- [Written instruction]: Exactly as written, quote every line that follows, skipping the images.

- [Dataset content]:
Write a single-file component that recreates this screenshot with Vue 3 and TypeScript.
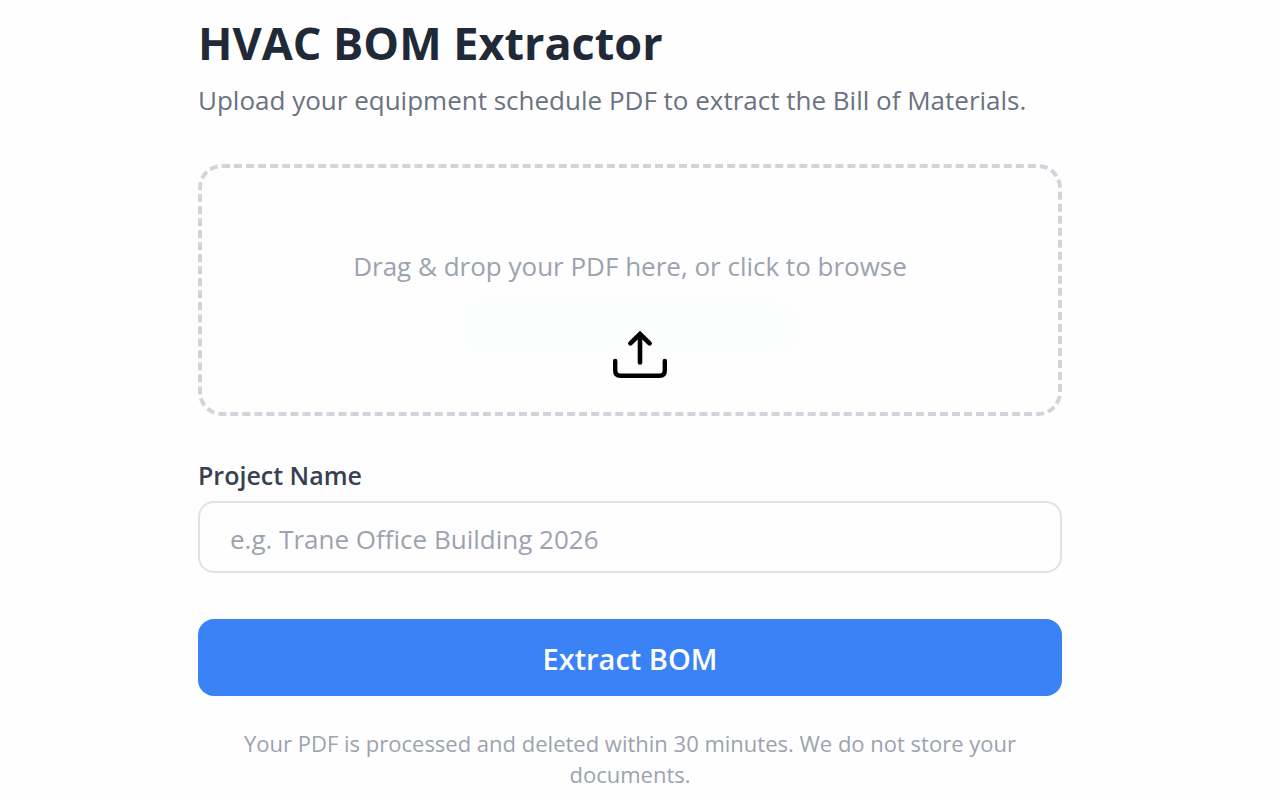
<script setup lang="ts">
import { ref } from 'vue'

const projectName = ref<string>('')
const pdfFile = ref<File | null>(null)

function onFileChange(event: Event): void {
  const input = event.target as HTMLInputElement
  pdfFile.value = input.files?.[0] ?? null
}

function onDrop(event: DragEvent): void {
  pdfFile.value = event.dataTransfer?.files[0] ?? null
}
</script>

<template>
  <main class="page">
    <form class="extractor" @submit.prevent>
      <header class="intro">
        <h1 class="title">HVAC BOM Extractor</h1>
        <p class="subtitle">Upload your equipment schedule PDF to extract the Bill of Materials.</p>
      </header>

      <label class="dropzone" @dragover.prevent @drop.prevent="onDrop">
        <span class="tint"></span>
        <input class="file-input" type="file" accept="application/pdf" @change="onFileChange" />
        <span class="drop-text">Drag &amp; drop your PDF here, or click to browse</span>
        <svg class="upload-icon" viewBox="0 0 54 48" fill="none" aria-hidden="true">
          <path
            d="M2.2 31V40.5Q2.2 45.7 7.4 45.7H46.6Q51.8 45.7 51.8 40.5V31"
            stroke="#000"
            stroke-width="4.4"
            stroke-linecap="round"
          />
          <path d="M27 5V32.5" stroke="#000" stroke-width="4.6" stroke-linecap="round" />
          <path
            d="M17.4 13.4L27 4L36.6 13.4"
            stroke="#000"
            stroke-width="4.6"
            stroke-linecap="round"
            stroke-linejoin="miter"
          />
        </svg>
      </label>

      <div class="field">
        <label class="field-label" for="project-name">Project Name</label>
        <input
          id="project-name"
          v-model="projectName"
          class="text-input"
          type="text"
          placeholder="e.g. Trane Office Building 2026"
        />
      </div>

      <button class="submit" type="submit">Extract BOM</button>

      <p class="notice">
        Your PDF is processed and deleted within 30 minutes. We do not store your documents.
      </p>
    </form>
  </main>
</template>

<style>
body {
  background: #fefefe;
}
</style>

<style scoped>
.page {
  display: flex;
  justify-content: center;
  padding: 12px 36px 8px 16px;
  font-family: 'Segoe UI', 'Open Sans', 'Noto Sans', sans-serif;
}

.extractor {
  display: flex;
  flex-direction: column;
  width: 100%;
  max-width: 864px;
}

.title {
  margin: 0;
  font-size: 45px;
  line-height: 62px;
  font-weight: 700;
  color: #1f2937;
}

.subtitle {
  margin: 6px 0 0;
  font-size: 26px;
  line-height: 40px;
  color: #6b7280;
}

.dropzone {
  position: relative;
  display: flex;
  flex-direction: column;
  align-items: center;
  gap: 44px;
  box-sizing: border-box;
  margin-top: 44px;
  padding: 78px 24px 34px;
  border: 4px dashed #d1d5db;
  border-radius: 24px;
  cursor: pointer;
}

.tint {
  position: absolute;
  left: 30%;
  top: 130px;
  width: 40%;
  height: 56px;
  border-radius: 28px;
  background: #fbfefd;
}

.file-input {
  position: absolute;
  width: 1px;
  height: 1px;
  opacity: 0;
}

.drop-text {
  font-size: 26px;
  line-height: 40px;
  color: #9ca3af;
}

.upload-icon {
  position: relative;
  width: 54px;
  height: 48px;
  margin-left: 20px;
}

.field {
  display: flex;
  flex-direction: column;
  gap: 6px;
  margin-top: 39px;
}

.field-label {
  font-size: 25px;
  line-height: 40px;
  font-weight: 600;
  color: #374151;
}

.text-input {
  box-sizing: border-box;
  width: 100%;
  height: 72px;
  padding: 4px 30px 0;
  border: 2px solid #e0e2e6;
  border-radius: 16px;
  background: #fefefe;
  font-family: inherit;
  font-size: 26px;
  color: #1f2937;
}

.text-input::placeholder {
  color: #9ca3af;
  opacity: 1;
}

.submit {
  margin-top: 46px;
  padding: 20px 32px 17px;
  border: 0;
  border-radius: 16px;
  background: #3b82f6;
  font-family: inherit;
  font-size: 29px;
  line-height: 40px;
  font-weight: 600;
  color: #fff;
  cursor: pointer;
}

.notice {
  margin: 32px 0 0;
  padding: 0 32px;
  font-size: 22px;
  line-height: 31px;
  text-align: center;
  color: #9ca3af;
}
</style>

- [Exercise output]:
Write a single-file component that recreates this screenshot with Vue 3 and TypeScript.
<script setup lang="ts">
import { ref } from 'vue'

const projectName = ref<string>('')
const pdfFile = ref<File | null>(null)

function onFileChange(event: Event): void {
  const input = event.target as HTMLInputElement
  pdfFile.value = input.files?.[0] ?? null
}

function onDrop(event: DragEvent): void {
  pdfFile.value = event.dataTransfer?.files[0] ?? null
}
</script>

<template>
  <main class="page">
    <form class="extractor" @submit.prevent>
      <header class="intro">
        <h1 class="title">HVAC BOM Extractor</h1>
        <p class="subtitle">Upload your equipment schedule PDF to extract the Bill of Materials.</p>
      </header>

      <label class="dropzone" @dragover.prevent @drop.prevent="onDrop">
        <span class="tint"></span>
        <input class="file-input" type="file" accept="application/pdf" @change="onFileChange" />
        <span class="drop-text">Drag &amp; drop your PDF here, or click to browse</span>
        <svg class="upload-icon" viewBox="0 0 54 48" fill="none" aria-hidden="true">
          <path
            d="M2.2 31V40.5Q2.2 45.7 7.4 45.7H46.6Q51.8 45.7 51.8 40.5V31"
            stroke="#000"
            stroke-width="4.4"
            stroke-linecap="round"
          />
          <path d="M27 5V32.5" stroke="#000" stroke-width="4.6" stroke-linecap="round" />
          <path
            d="M17.4 13.4L27 4L36.6 13.4"
            stroke="#000"
            stroke-width="4.6"
            stroke-linecap="round"
            stroke-linejoin="miter"
          />
        </svg>
      </label>

      <div class="field">
        <label class="field-label" for="project-name">Project Name</label>
        <input
          id="project-name"
          v-model="projectName"
          class="text-input"
          type="text"
          placeholder="e.g. Trane Office Building 2026"
        />
      </div>

      <button class="submit" type="submit">Extract BOM</button>

      <p class="notice">
        Your PDF is processed and deleted within 30 minutes. We do not store your documents.
      </p>
    </form>
  </main>
</template>

<style>
body {
  background: #fefefe;
}
</style>

<style scoped>
.page {
  display: flex;
  justify-content: center;
  padding: 12px 36px 8px 16px;
  font-family: 'Segoe UI', 'Open Sans', 'Noto Sans', sans-serif;
}

.extractor {
  display: flex;
  flex-direction: column;
  width: 100%;
  max-width: 864px;
}

.title {
  margin: 0;
  font-size: 45px;
  line-height: 62px;
  font-weight: 700;
  color: #1f2937;
}

.subtitle {
  margin: 6px 0 0;
  font-size: 26px;
  line-height: 40px;
  color: #6b7280;
}

.dropzone {
  position: relative;
  display: flex;
  flex-direction: column;
  align-items: center;
  gap: 44px;
  box-sizing: border-box;
  margin-top: 44px;
  padding: 78px 24px 34px;
  border: 4px dashed #d1d5db;
  border-radius: 24px;
  cursor: pointer;
}

.tint {
  position: absolute;
  left: 30%;
  top: 130px;
  width: 40%;
  height: 56px;
  border-radius: 28px;
  background: #fbfefd;
}

.file-input {
  position: absolute;
  width: 1px;
  height: 1px;
  opacity: 0;
}

.drop-text {
  font-size: 26px;
  line-height: 40px;
  color: #9ca3af;
}

.upload-icon {
  position: relative;
  width: 54px;
  height: 48px;
  margin-left: 20px;
}

.field {
  display: flex;
  flex-direction: column;
  gap: 6px;
  margin-top: 39px;
}

.field-label {
  font-size: 25px;
  line-height: 40px;
  font-weight: 600;
  color: #374151;
}

.text-input {
  box-sizing: border-box;
  width: 100%;
  height: 72px;
  padding: 4px 30px 0;
  border: 2px solid #e0e2e6;
  border-radius: 16px;
  background: #fefefe;
  font-family: inherit;
  font-size: 26px;
  color: #1f2937;
}

.text-input::placeholder {
  color: #9ca3af;
  opacity: 1;
}

.submit {
  margin-top: 46px;
  padding: 20px 32px 17px;
  border: 0;
  border-radius: 16px;
  background: #3b82f6;
  font-family: inherit;
  font-size: 29px;
  line-height: 40px;
  font-weight: 600;
  color: #fff;
  cursor: pointer;
}

.notice {
  margin: 32px 0 0;
  padding: 0 32px;
  font-size: 22px;
  line-height: 31px;
  text-align: center;
  color: #9ca3af;
}
</style>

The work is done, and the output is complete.